There are only a few scarce minutes left on the clock at Anfield last Tuesday. ITV are replaying Ryan Babel’s goal that seals Liverpool’s passage to the Champions League semi-final at Arsenal’s expense. Expert summariser Jim Beglin suggests that the Red’s fourth goal renders their controversial third goal less controversial. In short, it doesn't matter if the penalty was dodgy because Liverpool would have won anyway.

This, of course, comletely ignores the fact that had Liverpool not scored their second goal, Arsenal would not have been haring up the other end of the pitch desperately trying to score themselves. Babel’s goal was a classic counter-attacking strike scored against a team who were all occupying the Liverpool half. Everyone watching must have seen goals scored in that way many times over, including Beglin. So for him to say such a thing was, insensitive at best and down-right oafish at worst.

I texted my Arsenal supporting chum and remarked on Beglin’s broadcasting skills in a way that would invite litigation were it to be published. My crestfallen friend texted back stating that he’d switched the sound of at half time because he’d had enough of listening to the commentators (Beglin and ITV senior pro Clive Tyldesley). In his view the entire presentation, including the commentary was biased toward Liverpool.

The qualities of English football commentators are always difficult to erm... commentate on because it is so hard to be subjective. Almost every commentator will have, at some point, been accused of bias towards and against pretty much every football team that’s ever appeared on telly. In many cases this is bollocks. I recently spoke to some Everton supporters who were furious that Channel 5 had engaged ex-Liverpool legend John Barnes to summarize the Toffee’s UEFA Cup coverage on that channel. As a Red, he would be biased in favour of Karkhiv, Larissa, Brann, Alkmaar and Nurnberg respectively. This was of course complete rubbish. Barnes showed no signs of anti-Everton sentiment and was bad as he usually is. In my opinion, supporters judge pundits and commentators by their own one-eyed standards and can’t get their heads around the idea that these people can act in a measured and professional way. Last night though, I am forced to conclude, was different.

Tyldesley is a committed citizen of Granadaland with his roots steeped in North West football. Beglin is a scouser with an Irish accent. If Liverpool were playing a team from the continent, such a line up would have made sense given the predominantly Liverpool inclined audience. But for a game against another English team it hardly seems fair.

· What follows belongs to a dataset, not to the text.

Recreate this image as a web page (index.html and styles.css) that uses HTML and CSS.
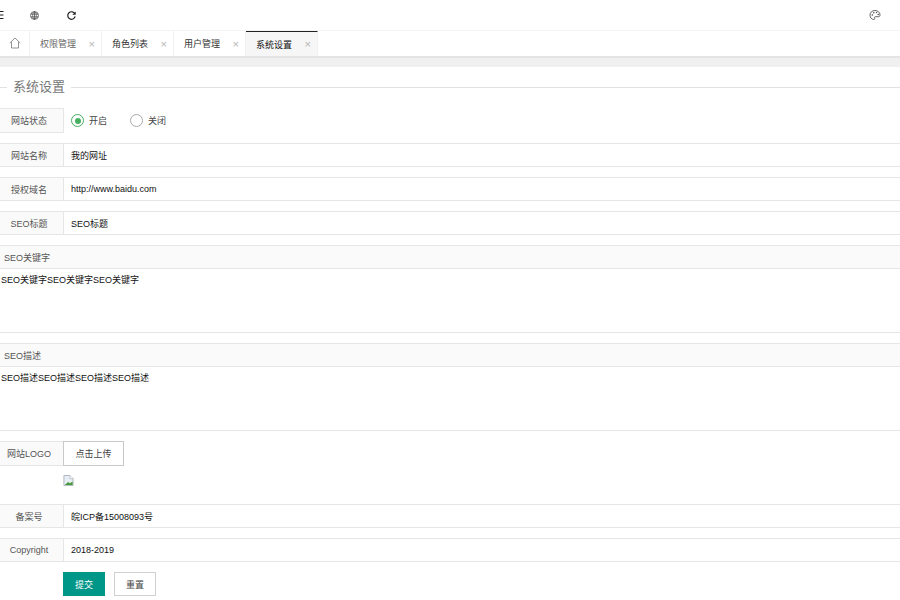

In fact you’d have thought by the overall coverage that this was a match between an English side and one from the continent.

ITV will, no doubt, defend the coverage. They will respond to their many complaints from Arsenal supporters watching the game Tyldesley and Beglin were professional and balanced. “There is no such thing as a perfect commentator” they’ll probably say and in that respect, they would be right. However, the tone of Tyldesley’s commentary was nauseating. His shrill goal celebrations when Babel scored the clinching goal were in stark contrast to his more measured and admiring tone when Arsenal travelled to Milan. ITV may also argue that he is their senior professional and it was only right that he commentate on this game. In that respect they are definitely right.

Another argument may be to let them be biased. Football's an emotional game, commentators are entitled to support their own team so let them. As offensive as it may come across, biased commentary has no bearing on the result and cannot truly be described as discriminatory.

Nevertheless, I can imagine it’s still pretty irksome (I wouldn't know my team are too crap to be on telly that much) and ideally commentators should be disciplined enough to rein in their emotions in such circumstances. Alternatively, there may be a solution thanks to the red button. It already happened in the Rugby Union Six Nations where digital TV viewers could select commentary from the BBC regions. For example during the England v Wales match you had a choice between Butler & Moore or BBC Wales’ commentary. Some may ask what sort of choice that is but you get the idea.

Surely it is not beyond the wit of a broadcaster, or the clubs themselves, to offer alternative commentaries skewed toward each club via the interactive TV. If this service had been available last Tuesday, Clive Tyldesley could have happily spunked all over his FX mic when Stephen Gerrard scored and Gooners could have listened to a pro-Arsenal commentator seething with the injustice of it all. Neutrals could have listened to some light music.